Compliance with data protection regulations is a top priority for organizations today. Zero Trust Security aids in compliance efforts by enforcing strict access controls and encryption. By adhering to these security principles, you’re better positioned to meet regulatory requirements, avoid fines, and maintain the trust of your customers.

Implementing Zero Trust Security

To successfully implement Zero Trust Security, you need a strategic approach that involves assessment, planning, deployment, and continuous monitoring.

Before you embark on your Zero Trust journey, start by identifying your organization’s critical assets and sensitive data. This means closely examining what requires protection, such as intellectual property, customer data, and operational systems. Securing what matters most is the first step toward safety.

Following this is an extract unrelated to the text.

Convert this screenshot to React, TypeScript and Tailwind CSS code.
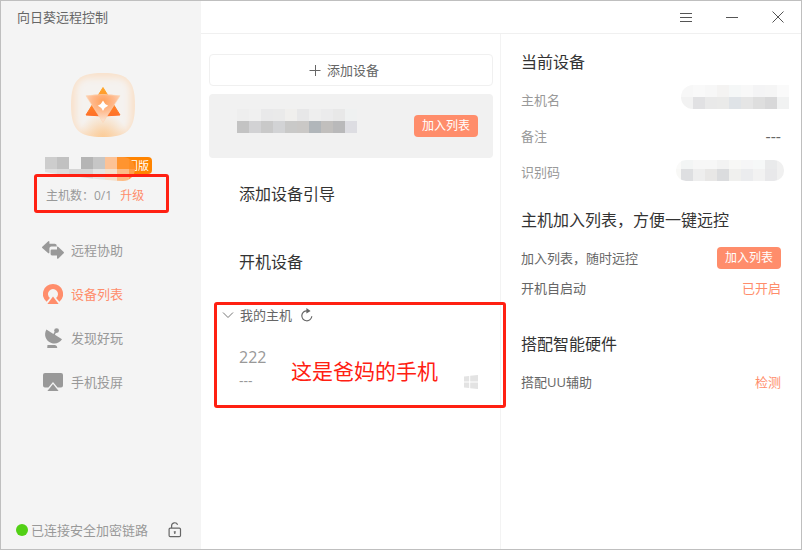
import type { ReactNode } from 'react';
import { clsx } from 'clsx';

type NavItem = {
  label: string;
  icon: ReactNode;
  active?: boolean;
};

const navItems: NavItem[] = [
  {
    label: '远程协助',
    icon: (
      <svg width="22" height="20" viewBox="0 0 22 20" fill="currentColor">
        <path d="M.3 6.8 6 1.4Q7.4.4 7.4 2V3.8H12.6Q14.8 3.8 14.8 6V6.6H9.4Q7.4 6.6 7.4 8.6V12.6Q7.4 14 6 13L.3 8Q-.3 7.4.3 6.8Z" />
        <path d="M21.7 13.2 16.4 18.4Q15 19.4 15 18V15.4H10Q8.6 15.4 8.6 14V10.6Q8.6 9.4 9.8 9.4H15V7.4Q15 6 16.4 7L21.7 12Q22.3 12.6 21.7 13.2Z" />
      </svg>
    ),
  },
  {
    label: '设备列表',
    active: true,
    icon: (
      <svg width="20" height="20" viewBox="0 0 20 20" fill="currentColor">
        <path d="M10 0A10 10 0 0 0 3.6 17.7L6.9 14A5 5 0 1 1 13.1 14L16.4 17.7A10 10 0 0 0 10 0Z" />
        <path d="M10 12.6 15.6 20H4.4Z" />
      </svg>
    ),
  },
  {
    label: '发现好玩',
    icon: (
      <svg width="20" height="20" viewBox="0 0 20 20" fill="currentColor">
        <path d="M3.4 1.4 10.4 6 11.8 3.4 13.2 4.2 11.9 6.8 19 11.2C17 14.6 12.6 16.4 8.4 14.9 2.4 12.8.6 6.4 3.4 1.4Z" />
        <circle cx="13.6" cy="2.6" r="2.4" />
        <path d="M4.5 17H12Q14.3 17.6 14.3 20H4.2Z" />
      </svg>
    ),
  },
  {
    label: '手机投屏',
    icon: (
      <svg width="20" height="20" viewBox="0 0 20 20" fill="currentColor">
        <path d="M2 1H18Q20 1 20 3V13.5Q20 15.5 18 15.5H14.6L10 10 5.4 15.5H2Q0 15.5 0 13.5V3Q0 1 2 1Z" />
        <path d="M10 12 15.6 19H4.4Z" />
      </svg>
    ),
  },
];

const deviceTiles = [
  ['#eeeeee', '#f0f0f0', '#e9e9ea', '#eaeaea', '#f0efed', '#e7e7e8', '#eeeeee', '#ebebec', '#e8e8e8', '#eff1f1'],
  ['#c3c3c3', '#d2d2d4', '#c9c9c9', '#d2d3d5', '#c9c9c8', '#cac8c6', '#b1b6ba', '#c1bfbd', '#b9b9ba', '#dddde2'],
];

const hostTiles = [
  ['#f7f7f7', '#f9f9f9', '#f7f7f7', '#f4f3f2', '#f5f7f7', '#f8f8f8', '#f4f4f5', '#f5f5f5', '#fafafa'],
  ['#f2f2f2', '#e1e1e3', '#e9e9e9', '#eaeae9', '#dfe3e7', '#e5e5e5', '#dedede', '#d8d8d9', '#f1f2f2'],
];

const codeTiles = [
  ['#fafaf9', '#f3f5f5', '#f7f7f7', '#f7f7f7', '#f3f3f3', '#f8f8f6', '#f6f6f7', '#f6f8f8', '#e9eaeb', '#f0f0f0'],
  ['#f8f8f6', '#dedfe1', '#eeeeee', '#e8e7e6', '#dbdcde', '#f0f0ee', '#ebecee', '#f2f2f2', '#e8e8ea', '#f0f0f0'],
];

const nameTiles = [
  ['#cdcdcd', '#c1c1c1', '#f4f4f4', '#b5b5b5', '#c6c6c6', '#fcc296', '#ff942f', '#ff8f24'],
  ['#e0e0e0', '#dcdcdc', '#d6d6d6', '#d6d6d6', '#e4e4e4', '#f5dfcb', '#fdbb85', '#ff9f4a'],
];

function Mosaic({ tiles, className }: { tiles: string[][]; className?: string }) {
  return (
    <svg
      width={tiles[0].length * 12}
      height={24}
      shapeRendering="crispEdges"
      aria-hidden="true"
      className={className}
    >
      {tiles.map((row, y) =>
        row.map((color, x) => (
          <rect key={`${x}-${y}`} x={x * 12} y={y * 12} width="12" height="12" fill={color} />
        ))
      )}
    </svg>
  );
}

function Logo() {
  return (
    <svg width="64" height="64" viewBox="0 0 64 64" className="ml-1" aria-hidden="true">
      <defs>
        <clipPath id="tile">
          <path d="M32 0C54 0 64 5 64 32S54 64 32 64 0 59 0 32 10 0 32 0Z" />
        </clipPath>
        <filter id="soft" x="-20%" y="-20%" width="140%" height="140%">
          <feGaussianBlur stdDeviation="3" />
        </filter>
        <radialGradient id="glow" cx="0.5" cy="1" r="0.38">
          <stop offset="0" stopColor="#fbcc98" />
          <stop offset="1" stopColor="#fbcc98" stopOpacity="0" />
        </radialGradient>
        <linearGradient id="up" x1="0" y1="0" x2="0" y2="1">
          <stop offset="0" stopColor="#ffa82c" />
          <stop offset="1" stopColor="#ff6f28" />
        </linearGradient>
        <radialGradient id="down" cx="0.5" cy="0.25" r="0.65">
          <stop offset="0" stopColor="#ffa05a" />
          <stop offset="0.5" stopColor="#ffb98c" />
          <stop offset="1" stopColor="#fbdfcb" />
        </radialGradient>
      </defs>
      <g clipPath="url(#tile)">
        <rect width="64" height="64" fill="#f9e2cc" />
        <rect x="5" y="5" width="54" height="54" rx="13" fill="#f5f2ef" filter="url(#soft)" />
        <rect width="64" height="64" fill="url(#glow)" />
      </g>
      <path
        d="M32 14.5 49 42Q32 44 15 42Z"
        fill="url(#up)"
        stroke="url(#up)"
        strokeWidth="1"
        strokeLinejoin="round"
      />
      <path
        d="M32 49.5 15 22.8Q32 20 49 22.8Z"
        fill="url(#down)"
        stroke="#fbd5b4"
        strokeWidth="0.6"
        strokeLinejoin="round"
      />
      <path d="M32 27.5Q33.4 31.3 37.2 32.7 33.4 34.1 32 38 30.6 34.1 26.8 32.7 30.6 31.3 32 27.5Z" fill="#fff" />
    </svg>
  );
}

function JoinButton() {
  return (
    <button type="button" className="h-[22px] w-16 rounded bg-[#ff8d6b] text-xs leading-[22px] text-white">
      加入列表
    </button>
  );
}

function Row({ label, tall, children }: { label: string; tall?: boolean; children: ReactNode }) {
  return (
    <div
      className={clsx(
        'flex items-center justify-between',
        tall ? 'h-9 text-[#999999]' : 'h-[30px] text-[#666666]'
      )}
    >
      <span>{label}</span>
      {children}
    </div>
  );
}

function Sidebar() {
  return (
    <aside className="flex w-[200px] shrink-0 flex-col bg-[#f4f4f4] text-[#999999]">
      <h1 className="flex h-8 items-center pl-4 text-[#666666]">向日葵远程控制</h1>
      <div className="mt-10 flex justify-center">
        <Logo />
      </div>

      <div className="relative mt-5 ml-11 flex h-[17px] w-[107px] justify-end">
        <span className="w-[42px] rounded-sm bg-[#ff8400] pr-[3px] text-right text-[11px] leading-[17px] text-white">
          门版
        </span>
        <Mosaic
          tiles={nameTiles}
          className="absolute top-0 left-0 [clip-path:path('M0_0H78A12_12_0_0_1_78_24Q50_23_0_15Z')]"
        />
      </div>

      <div className="relative ml-[33px] flex h-[39px] w-[135px] items-center gap-2 rounded-[3px] border-3 border-[#ff2012] pt-1 pl-[9px] text-xs">
        <span>主机数：0/1</span>
        <a href="#upgrade" className="text-[#ff8d6b]">
          升级
        </a>
      </div>

      <nav className="mt-[15px]">
        {navItems.map((item) => (
          <a
            key={item.label}
            href="#nav"
            className={clsx('flex h-11 items-center pl-[41px]', item.active && 'text-[#ff8d6b]')}
          >
            <span className="flex w-[22px] justify-center">{item.icon}</span>
            <span className="ml-[7px]">{item.label}</span>
          </a>
        ))}
      </nav>

      <footer className="mt-auto flex h-[38px] items-center pl-[15px]">
        <span className="mr-[3px] h-3 w-3 rounded-full bg-[#52d015]" />
        <span>已连接安全加密链路</span>
        <svg
          width="14"
          height="16"
          viewBox="0 0 14 16"
          fill="none"
          stroke="#666666"
          strokeWidth="1.2"
          className="ml-5"
        >
          <rect x="1.1" y="6.1" width="11.4" height="8.6" rx="1.2" />
          <path d="M3.6 6V4A3.1 3.1 0 0 1 9.6 2.8" />
          <path d="M6.8 9.2V12M5.8 9.8H7.8" />
        </svg>
      </footer>
    </aside>
  );
}

function TitleBar() {
  return (
    <header className="flex h-[33px] items-center justify-end gap-8 border-b border-[#f0f0f0] pr-4 text-[#555555]">
      <button type="button" aria-label="菜单">
        <svg width="14" height="14" viewBox="0 0 14 14" stroke="currentColor">
          <path d="M1 3.5H13M1 7.5H13M1 11.5H13" />
        </svg>
      </button>
      <button type="button" aria-label="最小化">
        <svg width="14" height="14" viewBox="0 0 14 14" stroke="currentColor">
          <path d="M1 7.5H13" />
        </svg>
      </button>
      <button type="button" aria-label="关闭">
        <svg width="14" height="14" viewBox="0 0 14 14" stroke="currentColor">
          <path d="M1.5 1.5 12.5 12.5M12.5 1.5 1.5 12.5" />
        </svg>
      </button>
    </header>
  );
}

function DeviceList() {
  return (
    <section className="border-r border-[#f3f3f3] pt-5 pr-[7px] pl-2">
      <button
        type="button"
        className="flex h-8 w-full items-center justify-center gap-1.5 rounded border border-[#f0f0f0] pr-3.5 text-[#666666]"
      >
        <svg width="12" height="12" viewBox="0 0 12 12" stroke="currentColor">
          <path d="M0.5 6.5H11.5M6.5 1V12" />
        </svg>
        添加设备
      </button>

      <div className="mt-2 flex h-16 items-center justify-between rounded bg-[#f1f1f1] pr-[15px] pl-7">
        <Mosaic tiles={deviceTiles} className="-mt-2.5" />
        <JoinButton />
      </div>

      <h2 className="mt-6 pl-[30px] text-base leading-6 text-[#333333]">添加设备引导</h2>
      <h2 className="mt-11 pl-[30px] text-base leading-6 text-[#333333]">开机设备</h2>

      <div className="relative mt-7 ml-[5px] h-[106px]">
        <div className="flex h-[26px] items-center pl-2 text-[#666666]">
          <svg width="12" height="12" viewBox="0 0 12 12" fill="none" stroke="#777777">
            <path d="M1 3.5 6 8.5 11 3.5" />
          </svg>
          <span className="ml-[6px]">我的主机</span>
          <button type="button" aria-label="刷新" className="ml-2">
            <svg width="14" height="14" viewBox="0 0 14 14" fill="none" stroke="currentColor" strokeWidth="1.2">
              <path d="M7.2 2.8A5 5 0 1 0 11.8 8.2" />
              <path d="M6.4 0 10.6 2.9 6.4 5.6Z" fill="currentColor" stroke="none" />
            </svg>
          </button>
        </div>
        <div className="mt-[17px] flex items-end justify-between pr-[15px] pl-[25px] text-[#999999]">
          <div>
            <p className="text-base leading-6">222</p>
            <p className="text-sm leading-6">---</p>
          </div>
          <svg width="14" height="14" viewBox="0 0 14 14" fill="#e3e3e3" className="mb-1" aria-hidden="true">
            <path d="M0 1.6 5.2.9V6.5H0ZM6.2.8 14 0V6.5H6.2ZM0 7.5H5.2V13.1L0 12.4ZM6.2 7.5H14V14L6.2 13.2Z" />
          </svg>
        </div>
        {/* callout drawn over the host group */}
        <div className="pointer-events-none absolute top-0 -right-[13px] left-0 h-[106px] rounded-[3px] border-3 border-[#ff2012]">
          <p className="mt-[50px] ml-[74px] text-[21px] leading-8 text-[#ff2012]">这是爸妈的手机</p>
        </div>
      </div>
    </section>
  );
}

function DeviceDetail() {
  return (
    <section className="px-5 pt-4">
      <h2 className="text-base leading-6 text-[#333333]">当前设备</h2>
      <div className="mt-2">
        <Row label="主机名" tall>
          <Mosaic tiles={hostTiles} className="-mt-1.5 -mr-2 rounded-l-full" />
        </Row>
        <Row label="备注" tall>
          <span className="text-base text-[#666666]">---</span>
        </Row>
        <Row label="识别码" tall>
          <Mosaic tiles={codeTiles} className="-mt-1.5 -mr-2 [clip-path:inset(3px_5px_0_7px_round_10px)]" />
        </Row>
      </div>

      <h2 className="mt-[18px] text-base leading-6 text-[#333333]">主机加入列表，方便一键远控</h2>
      <div className="mt-[11px]">
        <Row label="加入列表，随时远控">
          <JoinButton />
        </Row>
        <Row label="开机自启动">
          <a href="#autostart" className="text-[#ff8d6b]">
            已开启
          </a>
        </Row>
      </div>

      <h2 className="mt-[29px] text-base leading-6 text-[#333333]">搭配智能硬件</h2>
      <div className="mt-[11px]">
        <Row label="搭配UU辅助">
          <a href="#detect" className="text-[#ff8d6b]">
            检测
          </a>
        </Row>
      </div>
    </section>
  );
}

export default function App() {
  return (
    <div className="flex min-h-screen border border-[#bfbfbf] bg-white font-['Open_Sans','Noto_Sans_CJK_SC',sans-serif] text-[13px] leading-5">
      <Sidebar />
      <main className="flex min-w-0 flex-1 flex-col">
        <TitleBar />
        <div className="grid flex-1 grid-cols-2">
          <DeviceList />
          <DeviceDetail />
        </div>
      </main>
    </div>
  );
}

Next, define access policies. In Zero Trust, trust is never assumed. Access should be granted on a “need-to-know” basis. Determine who should have access to what and under what conditions. Granular access controls ensure that only authorized personnel interact with sensitive resources.

Once your asset and access plan is set, it’s time to take action.

Zero Trust Security isn’t a “set it and forget it” strategy. It’s a continuous commitment to cybersecurity excellence.

Regularly monitor access patterns, detect anomalies, and investigate suspicious activities. This constant vigilance keeps your security measures effective over time.


In a world of evolving cyber threats, the Zero Trust Security Model stands as a beacon of hope for infrastructure protection. By challenging traditional trust and emphasizing continuous verification, Zero Trust provides a robust defense against modern threats.

It enhances security, offers better visibility and control, adapts to the ever-changing IT landscape, and ensures compliance with regulations. As organizations embrace this paradigm shift, they pave the way for a more secure digital future, safeguarding their data and systems with renewed confidence. In cybersecurity, Zero Trust isn’t just a concept; it’s a necessity.